Kantarcı sözlerini, “Burada şunu da söyleyeyim; hakkını arayan adamın ayağının altını öperim. Hakkını aradı diye kesinlikle bir kimseye tavır almadım. Herkesi hakkını aramasını tavsiye ediyorum. Aslında benim de bir şey yapacağım varsa ben de emrinizdeyim. Ancak kavgada yumruk sayılmaz, bu işler öyle kolay değil. Önünüze gelen bir balığın kılçığını dahi ayıklarken ufak tefek kırıntılar olur. Olur yani.
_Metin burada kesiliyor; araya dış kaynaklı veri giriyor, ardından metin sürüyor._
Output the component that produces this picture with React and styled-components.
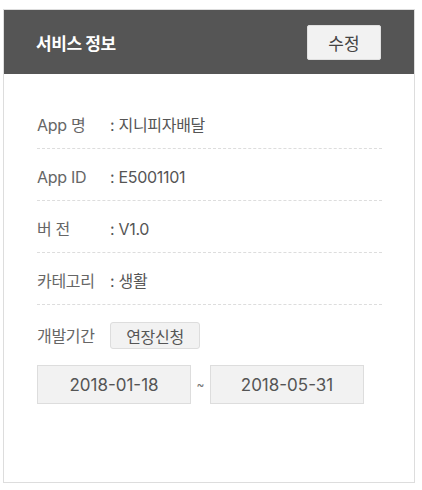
import styled, {createGlobalStyle} from "styled-components"

const GlobalStyle = createGlobalStyle`
	body {
		margin: 0;
		background: #fff;
		font-family: Inter, "Noto Sans CJK KR", sans-serif;
	}
`

const rows = [
	{label: "App 명", value: "지니피자배달"},
	{label: "App ID", value: "E5001101"},
	{label: "버 전", value: "V1.0"},
	{label: "카테고리", value: "생활"},
]

const App = () => {
	return (
		<Page>
			<GlobalStyle />
			<Card>
				<Header>
					<Title>서비스 정보</Title>
					<EditButton type="button">수정</EditButton>
				</Header>
				<Body>
					{rows.map((r) => (
						<Row key={r.label}>
							<Label>{r.label}</Label>
							<Value>: {r.value}</Value>
						</Row>
					))}
					<PeriodRow>
						<Label>개발기간</Label>
						<SmallButton type="button">연장신청</SmallButton>
					</PeriodRow>
					<DateRow>
						<DateBox>2018-01-18</DateBox>
						<Tilde>~</Tilde>
						<DateBox>2018-05-31</DateBox>
					</DateRow>
				</Body>
			</Card>
		</Page>
	)
}

export default App

const Page = styled.div`
	padding: 9px 0 0 3px;
`

const Card = styled.div`
	width: 410px;
	height: 472px;
	border: 1px solid #dddddd;
	background: #fff;
	display: flex;
	flex-direction: column;
`

const Header = styled.div`
	height: 64px;
	background: #555555;
	display: flex;
	align-items: center;
	justify-content: space-between;
	padding: 0 33px 0 32px;
`

const Title = styled.div`
	color: #fff;
	font-size: 17px;
	font-weight: bold;
	letter-spacing: -0.4px;
`

const EditButton = styled.button`
	width: 74px;
	height: 35px;
	background: #f2f2f2;
	border: 1px solid #e0e0e0;
	border-radius: 2px;
	font-family: inherit;
	font-size: 17px;
	color: #444;
	padding: 0;
	margin-top: 1px;
`

const Body = styled.div`
	padding: 23px 32px 0 33px;
`

const Row = styled.div`
	display: flex;
	align-items: center;
	height: 52px;
	padding-top: 5px;
	box-sizing: border-box;
	border-bottom: 1px dashed #dddddd;
	font-size: 16px;
	line-height: 22px;
	letter-spacing: -0.3px;
`

const Label = styled.span`
	width: 73px;
	color: #666;
	font-size: 16px;
	flex-shrink: 0;
	letter-spacing: -0.3px;
`

const Value = styled.span`
	color: #555;
`

const PeriodRow = styled.div`
	display: flex;
	align-items: center;
	padding-top: 17px;
	font-size: 16px;
	line-height: 22px;
`

const SmallButton = styled.button`
	width: 90px;
	height: 27px;
	background: #f2f2f2;
	border: 1px solid #dddddd;
	border-radius: 3px;
	font-family: inherit;
	font-size: 16px;
	letter-spacing: -0.3px;
	color: #555;
	padding: 0;
`

const DateBox = styled.div`
	width: 152px;
	height: 37px;
	background: #f2f2f2;
	border: 1px solid #dddddd;
	display: flex;
	align-items: center;
	justify-content: center;
	font-size: 17px;
	color: #555;
`

const DateRow = styled.div`
	display: flex;
	align-items: center;
	margin-top: 16px;
`

const Tilde = styled.span`
	width: 19px;
	text-align: center;
	color: #777;
	font-size: 12px;
`
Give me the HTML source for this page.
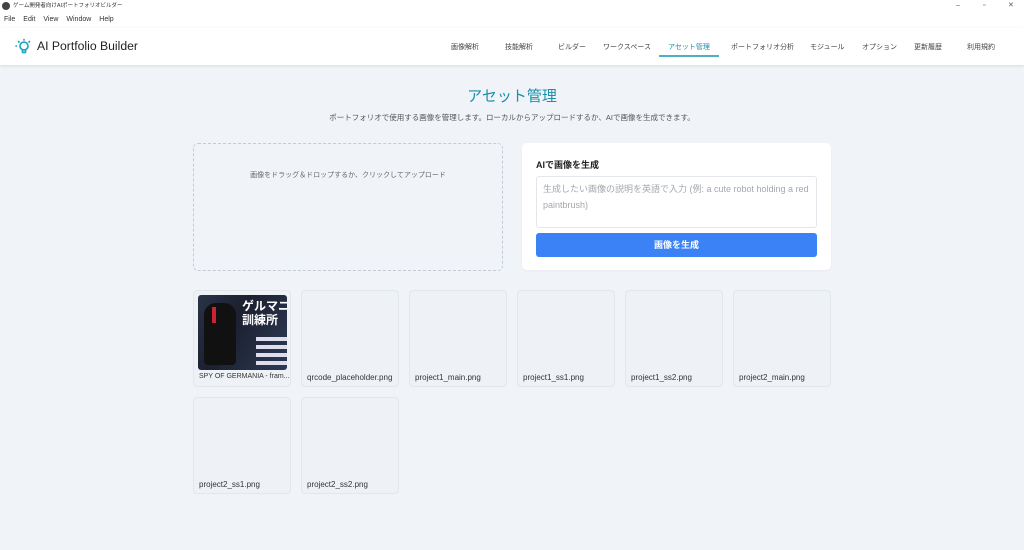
<!DOCTYPE html>
<html><head><meta charset="utf-8"><style>
*{margin:0;padding:0;box-sizing:border-box}
body{width:1024px;height:550px;overflow:hidden;background:#f0f4f8;font-family:"Liberation Sans","Noto Sans CJK JP",sans-serif;color:#333;position:relative}
.abs{position:absolute}
#tb{top:0;left:0;width:1024px;height:12px;background:#fff;font-size:5.5px;line-height:12px}
#mb{top:12px;left:0;width:1024px;height:16px;background:#fff;font-size:7px;line-height:16px;color:#333}
#hd{top:28px;left:0;width:1024px;height:37px;background:#fff;box-shadow:0 1px 3px rgba(0,0,0,.1)}
.nav{position:absolute;top:14px;font-size:7px;color:#444;white-space:nowrap}
.card{position:absolute;width:98px;height:97px;background:#eef2f6;border:1px solid #e2e7ec;border-radius:4px}
.card span{position:absolute;left:5px;top:82px;font-size:8px;color:#333;white-space:nowrap}
</style></head><body>
<div id="tb" class="abs"><span style="position:absolute;left:2px;top:2px;width:8px;height:8px;border-radius:50%;background:#444"></span><span style="position:absolute;left:13px">ゲーム開発者向けAIポートフォリオビルダー</span>
<span style="position:absolute;left:956px;color:#555;font-size:7px">–</span><span style="position:absolute;left:983px;color:#555;font-size:7px">▫</span><span style="position:absolute;left:1008px;color:#555;font-size:7px">✕</span></div>
<div id="mb" class="abs"><span style="margin-left:4px">File</span><span style="margin-left:8px">Edit</span><span style="margin-left:8px">View</span><span style="margin-left:8px">Window</span><span style="margin-left:8px">Help</span></div>
<div id="hd" class="abs">
<svg class="abs" style="left:14px;top:10px" width="18" height="18" viewBox="0 0 18 18" fill="none" stroke="#17a2c0" stroke-width="1.6" stroke-linecap="round"><circle cx="10" cy="8" r="4"/><path d="M8.5 12v2.5h3V12"/><path d="M10 1.5v.5M4.5 3.5l.5.5M15.5 3.5l-.5.5M2 8h.5"/></svg>
<div class="abs" style="left:37px;top:11px;font-size:12.2px;color:#222">AI Portfolio Builder</div>
<div class="nav" style="left:451px">画像解析</div>
<div class="nav" style="left:505px">技能解析</div>
<div class="nav" style="left:558px">ビルダー</div>
<div class="nav" style="left:603px">ワークスペース</div>
<div class="nav" style="left:668px;color:#1a8fa8">アセット管理</div>
<div class="abs" style="left:659px;top:27px;width:60px;height:2px;background:#4ab0c4"></div>
<div class="nav" style="left:731px">ポートフォリオ分析</div>
<div class="nav" style="left:810px">モジュール</div>
<div class="nav" style="left:862px">オプション</div>
<div class="nav" style="left:914px">更新履歴</div>
<div class="nav" style="left:967px">利用規約</div>
</div>
<div class="abs" style="left:0;width:1024px;top:85px;text-align:center;font-size:15px;color:#1a8fa8">アセット管理</div>
<div class="abs" style="left:0;width:1024px;top:112px;text-align:center;font-size:7.5px;color:#555">ポートフォリオで使用する画像を管理します。ローカルからアップロードするか、AIで画像を生成できます。</div>
<div class="abs" style="left:193px;top:143px;width:310px;height:128px;border:1px dashed #c4cbd2;border-radius:5px"></div>
<div class="abs" style="left:193px;width:310px;top:170px;text-align:center;font-size:7px;color:#666">画像をドラッグ＆ドロップするか、クリックしてアップロード</div>
<div class="abs" style="left:522px;top:143px;width:309px;height:127px;background:#fff;border-radius:5px;box-shadow:0 1px 2px rgba(0,0,0,.04)"></div>
<div class="abs" style="left:536px;top:158px;font-size:9px;font-weight:bold;color:#222">AIで画像を生成</div>
<div class="abs" style="left:536px;top:176px;width:281px;height:52px;border:1px solid #e3e6ea;border-radius:3px;padding:4px 6px;font-size:9px;line-height:16px;color:#a3a8ae">生成したい画像の説明を英語で入力 (例: a cute robot holding a red paintbrush)</div>
<div class="abs" style="left:536px;top:233px;width:281px;height:24px;background:#3b82f6;border-radius:3px;color:#fff;font-size:9px;font-weight:bold;text-align:center;line-height:24px">画像を生成</div>
<div class="card" style="left:193px;top:290px"><div style="position:absolute;left:4px;top:4px;width:89px;height:75px;border-radius:3px;background:linear-gradient(120deg,#2a3348 0%,#1c2030 40%,#2d3a55 100%);overflow:hidden"><div style="position:absolute;left:6px;top:8px;width:32px;height:62px;background:#111;border-radius:12px 12px 4px 4px"></div><div style="position:absolute;left:14px;top:12px;width:4px;height:16px;background:#c23"></div><div style="position:absolute;left:44px;top:4px;color:#fff;font-size:12px;font-weight:bold;line-height:14px;white-space:nowrap">ゲルマニ<br>訓練所</div><div style="position:absolute;left:58px;top:42px;width:31px;height:4px;background:#dde"></div><div style="position:absolute;left:58px;top:50px;width:31px;height:4px;background:#dde"></div><div style="position:absolute;left:58px;top:58px;width:31px;height:4px;background:#dde"></div><div style="position:absolute;left:58px;top:66px;width:31px;height:4px;background:#dde"></div></div><span style="font-size:7px">SPY OF GERMANIA - fram...</span></div>
<div class="card" style="left:301px;top:290px"><span>qrcode_placeholder.png</span></div>
<div class="card" style="left:409px;top:290px"><span>project1_main.png</span></div>
<div class="card" style="left:517px;top:290px"><span>project1_ss1.png</span></div>
<div class="card" style="left:625px;top:290px"><span>project1_ss2.png</span></div>
<div class="card" style="left:733px;top:290px"><span>project2_main.png</span></div>
<div class="card" style="left:193px;top:397px"><span>project2_ss1.png</span></div>
<div class="card" style="left:301px;top:397px"><span>project2_ss2.png</span></div>
</body></html>
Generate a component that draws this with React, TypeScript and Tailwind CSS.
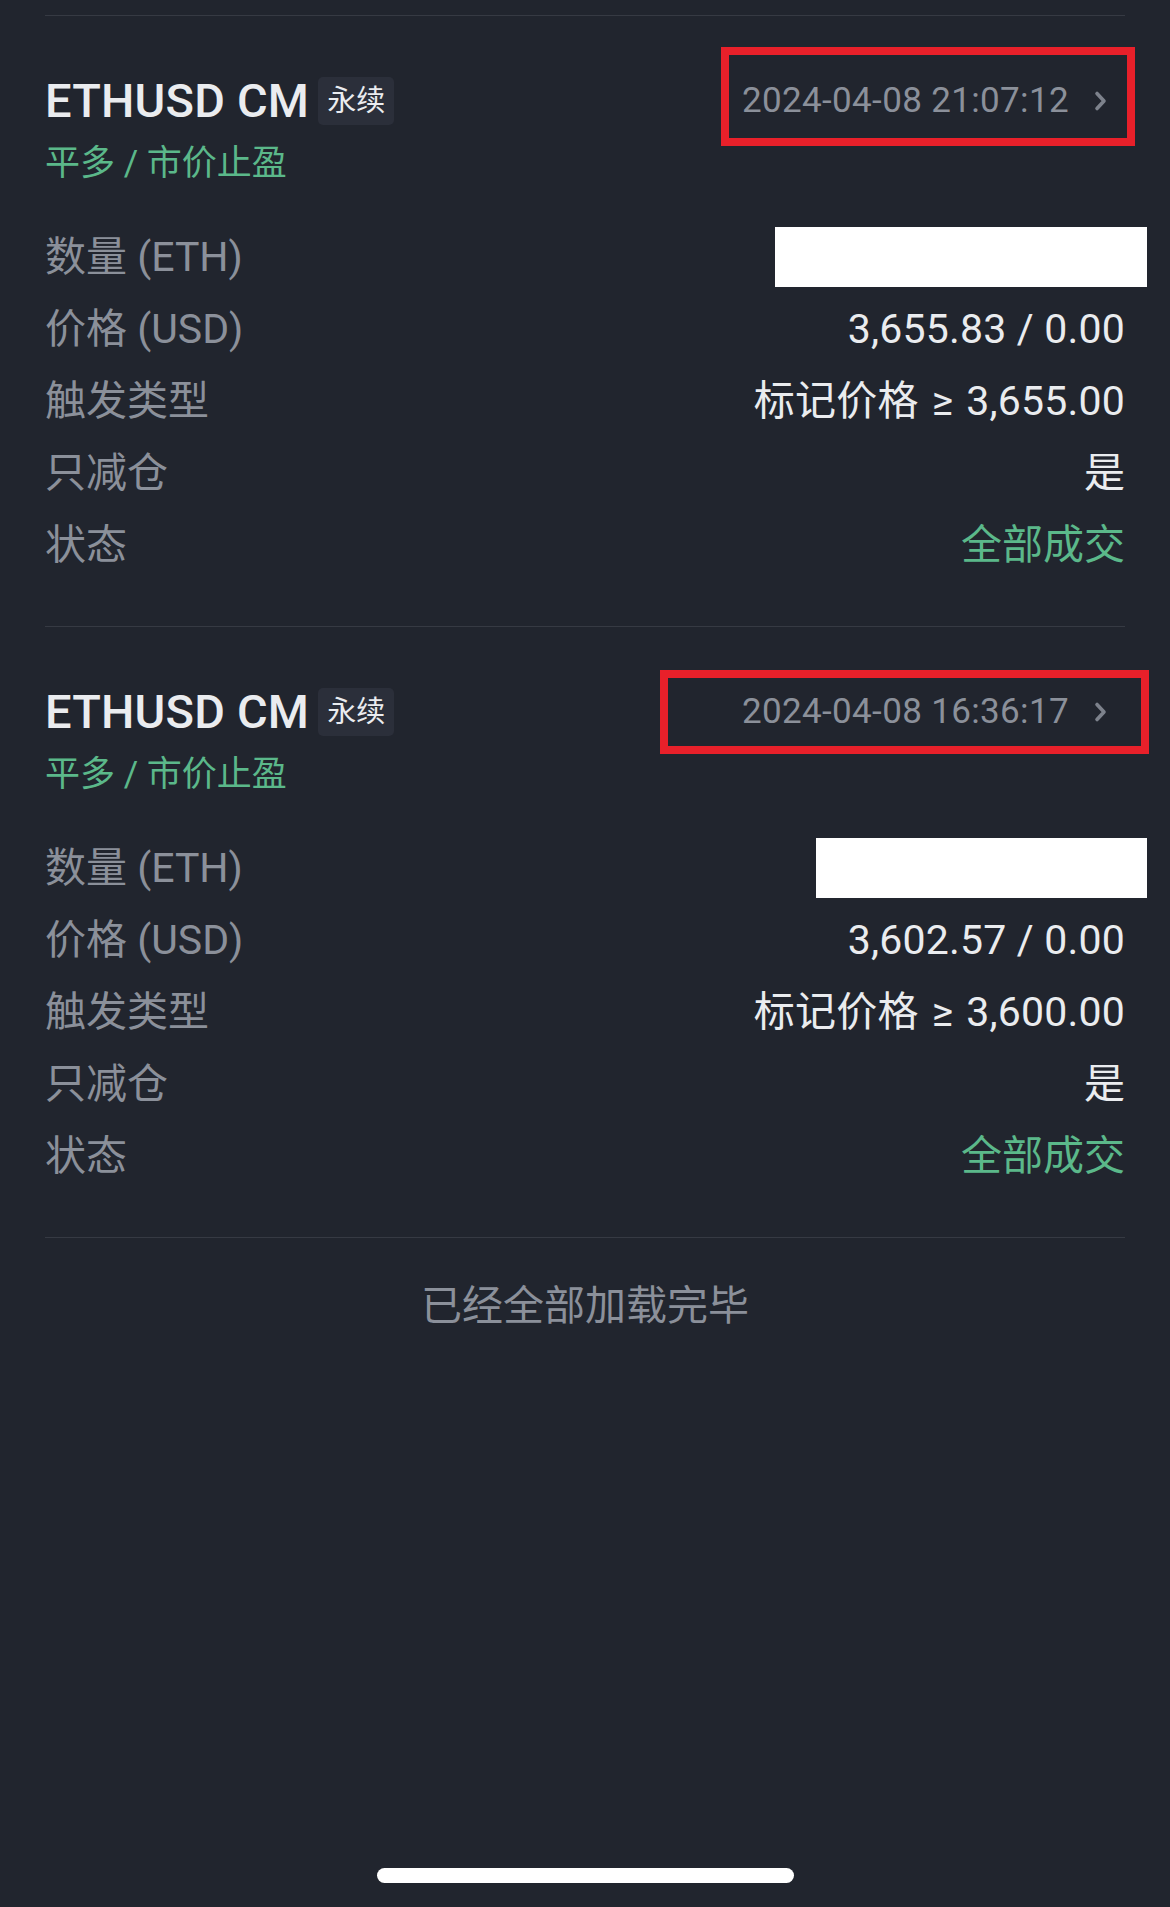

Yüzde yüz kılçığını ayıklayamazsınız. Ama burada adaletin genel olarak tesisi önemli. Ben şuna inanıyorum. Bu işten mağdur yoktur. Bu işten hem yer sahipleri kazançlıdır, bu işten orada yeri olsun olmasın Çaycuma’da yaşayan insanlar kazançlıdır. Çaycuma göreceksiniz, biz oluruz olmayız 10 yıl sonra 20 yıl sonra 50 yıl sonra bizim adımızı anacaktır. Ben bundan eminim. O zaman anlaşılacaktır. Benim rahmetli babam 50 yıl önce o yolları açarken babama küfrediyorlardı. Buraya tayyare mi indirecek Nihat Kantarcı diyorlardı. Şimdi herkes ‘İyi ki bu yollar varmış, bu yollar zamanında açılmış’ diyor. Kolay değil. Hastaneye gidiyoruz ameliyat oluyoruz. İnsan kendini kestirir mi? Niye kestirsin insan kendini. Ameliyat niye olunur tedavi olmak için olunur. Bu ağır ameliyatları yapmaya bugüne kadar benden başka kimse cesaret edemedi. Ben bunu yaptım ve inanıyorum ki bu yüzden de Çaycuma’da çok büyük bir prestije sahibim. Sizlere çok teşekkür ediyorum. Allah hepinize bu yerlerinizde çoluk çocuğunuzla beraber torunlarınızla beraber bundan sonra doğacak çocuklarla beraber güzel hayatlar diliyorum. Mutluluklar diliyorum. Çaycuma bir huzur memleketi, barış memleketi, kardeşlik memleketi. Çaycuma’da yaşamaktan dolayı ben de çok mutluyum. Sizlerin de mutluluğu için sonsuza kadar da çalışmaya hazırım” diyerek tamamladı.